No. If I had known that, I might have spent more time making them. But, you see, that's the chimera; that's the dilemma on whose horns I might have been impaled. If I had spent more money making them, then chances are that I would not have made as many as I did, and whether or not the additional money poured into it would have reflected itself in additional interest, either by gorehounds seeing them in movie theaters or by the critics attacking them - which has always been a very nice thing to have happen - that's questionable. To me, the concept was simply one of trying to make the kind of motion picture that someone would want to see and that some theater might show. You see, that's part of it, too. One reason that today we have so much stuff, the things that are shot on digital that are being sent directly to video, is that these pieces are made on an ego basis rather than on a business-like basis.

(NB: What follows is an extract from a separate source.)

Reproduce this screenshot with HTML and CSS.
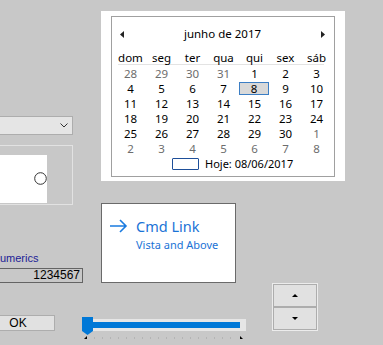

Of course I've become a firm believer in serendipity. I found a niche that had not been occupied. I jumped into that niche with both feet and yet with great caution because, what if I had made a movie of this type and nobody ever would play it? Then this would be another movie at the time - and there were plenty of them - that would be sitting rotting away in some film laboratory vault waiting for somebody to pay for it. That was a risk I didn't care to take. So, obviously, the combination of trying to make a movie no one had made before and trying to make a movie that would minimize the risk - those two things were not at all at odds in my mind.

My opinion is firm that no one has ever walked out of a movie because of a ragged pan. People have walked out of movies or sent them back after looking at 10 seconds of them, saying, "This is pretty doggone dull; I don't want to see any more of this." Word of mouth can break you in half or word of mouth can make you a giant. It depends on the entertainment value. It doesn't depend on the critics saying, "Gee. Look at the miserable level of acting in this movie."